Now we have all those things—plus the opportunity to think every day about the “growing together” that has happened coincidentally from (say) 1995 until July 2007—and how we might work together with others to make it that much more (--food for thought: MySQL’s Community VP Kaj Arno blogged about the WAMP stack just after OSCON here).
There are reasons why my job can be challenging sometimes—but the slightest concern that Microsoft and open source don’t have opportunities to “grow together” by design faster and farther than they have (largely)** “by accident” over the last 10 plus years isn’t among them.
The “official” t-shirt of the Open Source Software Lab at Microsoft says “Open Source Software Lab at Microsoft: Reports of Snowballs Seen in Hell.” This year was another step forward to replacing that slogan with “Open Source Software Lab at Microsoft: Of Course.” Then I’ll get the answer I give back to people when I describe my job: not tough. Cool.

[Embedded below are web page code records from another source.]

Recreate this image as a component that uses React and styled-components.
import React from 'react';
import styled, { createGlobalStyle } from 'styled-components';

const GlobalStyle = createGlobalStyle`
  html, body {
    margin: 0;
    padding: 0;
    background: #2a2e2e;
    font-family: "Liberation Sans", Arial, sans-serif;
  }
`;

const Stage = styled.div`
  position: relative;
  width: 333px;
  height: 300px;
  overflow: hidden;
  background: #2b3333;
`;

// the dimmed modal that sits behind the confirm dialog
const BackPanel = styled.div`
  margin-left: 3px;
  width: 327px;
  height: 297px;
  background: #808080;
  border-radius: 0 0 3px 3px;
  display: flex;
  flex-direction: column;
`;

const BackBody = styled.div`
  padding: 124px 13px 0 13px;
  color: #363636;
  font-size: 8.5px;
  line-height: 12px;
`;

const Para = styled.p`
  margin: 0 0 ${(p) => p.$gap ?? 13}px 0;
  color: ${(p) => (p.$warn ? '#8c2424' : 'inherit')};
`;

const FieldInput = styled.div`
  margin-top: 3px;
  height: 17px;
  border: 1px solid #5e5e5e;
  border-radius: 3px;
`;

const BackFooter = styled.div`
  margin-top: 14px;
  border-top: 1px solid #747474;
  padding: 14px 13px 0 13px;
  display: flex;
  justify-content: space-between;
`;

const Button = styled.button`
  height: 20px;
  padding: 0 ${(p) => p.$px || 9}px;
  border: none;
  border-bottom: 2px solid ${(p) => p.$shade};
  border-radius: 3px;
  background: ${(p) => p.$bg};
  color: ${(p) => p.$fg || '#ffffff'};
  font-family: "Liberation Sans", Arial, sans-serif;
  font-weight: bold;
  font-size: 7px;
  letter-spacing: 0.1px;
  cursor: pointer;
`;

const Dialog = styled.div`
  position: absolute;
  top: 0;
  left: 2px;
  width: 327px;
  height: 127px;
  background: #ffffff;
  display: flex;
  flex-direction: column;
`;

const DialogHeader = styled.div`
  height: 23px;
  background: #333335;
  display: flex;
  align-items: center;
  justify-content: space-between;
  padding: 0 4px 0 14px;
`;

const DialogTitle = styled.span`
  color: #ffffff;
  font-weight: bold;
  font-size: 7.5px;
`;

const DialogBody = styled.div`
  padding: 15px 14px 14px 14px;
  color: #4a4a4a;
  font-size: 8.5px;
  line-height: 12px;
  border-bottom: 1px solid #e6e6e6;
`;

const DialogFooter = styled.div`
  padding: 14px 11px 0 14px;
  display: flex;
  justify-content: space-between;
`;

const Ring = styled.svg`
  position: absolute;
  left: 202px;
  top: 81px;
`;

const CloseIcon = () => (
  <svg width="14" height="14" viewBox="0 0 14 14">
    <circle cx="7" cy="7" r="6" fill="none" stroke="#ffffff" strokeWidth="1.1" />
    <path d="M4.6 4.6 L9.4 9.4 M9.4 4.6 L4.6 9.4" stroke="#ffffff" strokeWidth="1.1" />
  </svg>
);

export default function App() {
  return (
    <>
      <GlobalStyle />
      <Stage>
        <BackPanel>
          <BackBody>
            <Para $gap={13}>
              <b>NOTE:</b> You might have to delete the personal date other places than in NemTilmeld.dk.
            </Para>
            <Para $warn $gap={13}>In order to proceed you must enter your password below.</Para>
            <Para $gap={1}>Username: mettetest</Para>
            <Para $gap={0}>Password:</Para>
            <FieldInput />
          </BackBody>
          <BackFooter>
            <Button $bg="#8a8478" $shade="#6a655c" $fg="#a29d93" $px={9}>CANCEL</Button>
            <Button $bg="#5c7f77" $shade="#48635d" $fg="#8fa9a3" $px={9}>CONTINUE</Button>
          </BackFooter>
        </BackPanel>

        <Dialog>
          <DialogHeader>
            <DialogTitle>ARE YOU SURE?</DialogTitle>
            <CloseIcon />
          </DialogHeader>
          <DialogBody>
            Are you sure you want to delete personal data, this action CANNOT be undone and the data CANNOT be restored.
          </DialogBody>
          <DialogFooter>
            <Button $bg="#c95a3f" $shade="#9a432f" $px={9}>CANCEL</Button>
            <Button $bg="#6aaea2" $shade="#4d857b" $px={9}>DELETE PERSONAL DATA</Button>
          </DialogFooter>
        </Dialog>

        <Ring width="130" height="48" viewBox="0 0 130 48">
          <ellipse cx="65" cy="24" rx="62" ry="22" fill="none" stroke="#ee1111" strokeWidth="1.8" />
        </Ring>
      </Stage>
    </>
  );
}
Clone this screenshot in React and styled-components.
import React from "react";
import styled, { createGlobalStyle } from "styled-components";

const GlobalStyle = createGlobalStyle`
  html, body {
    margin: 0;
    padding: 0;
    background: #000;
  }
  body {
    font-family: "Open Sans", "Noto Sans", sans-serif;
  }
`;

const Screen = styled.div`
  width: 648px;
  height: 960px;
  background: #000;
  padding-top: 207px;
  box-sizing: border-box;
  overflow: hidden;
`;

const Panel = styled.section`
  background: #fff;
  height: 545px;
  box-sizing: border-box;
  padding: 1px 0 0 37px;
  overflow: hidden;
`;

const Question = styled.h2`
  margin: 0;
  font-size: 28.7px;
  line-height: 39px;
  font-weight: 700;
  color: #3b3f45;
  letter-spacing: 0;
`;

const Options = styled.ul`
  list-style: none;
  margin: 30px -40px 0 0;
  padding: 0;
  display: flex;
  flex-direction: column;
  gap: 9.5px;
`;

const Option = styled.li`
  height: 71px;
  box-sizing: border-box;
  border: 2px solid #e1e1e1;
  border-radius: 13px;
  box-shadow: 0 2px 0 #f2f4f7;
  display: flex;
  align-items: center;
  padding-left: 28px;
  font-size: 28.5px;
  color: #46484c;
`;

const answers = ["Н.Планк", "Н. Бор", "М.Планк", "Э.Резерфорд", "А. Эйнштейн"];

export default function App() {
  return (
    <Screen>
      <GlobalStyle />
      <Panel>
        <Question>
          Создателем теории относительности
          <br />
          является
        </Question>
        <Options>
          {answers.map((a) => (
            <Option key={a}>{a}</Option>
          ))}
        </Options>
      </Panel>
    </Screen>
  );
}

*I have internalized a July-to-June fiscal year calendar. I attribute this to the fact that my wife works in education, so summer forms an annual breakpoint for her, as well as to the fact I worked in Finance during a point in my life when I think I mistook a love of math for an affinity for pain.
**There’s more than enough material for, and reason to do, a separate post about some of the individual “pioneers” at Microsoft, without whom we would not have the resources we have in place today here at Microsoft.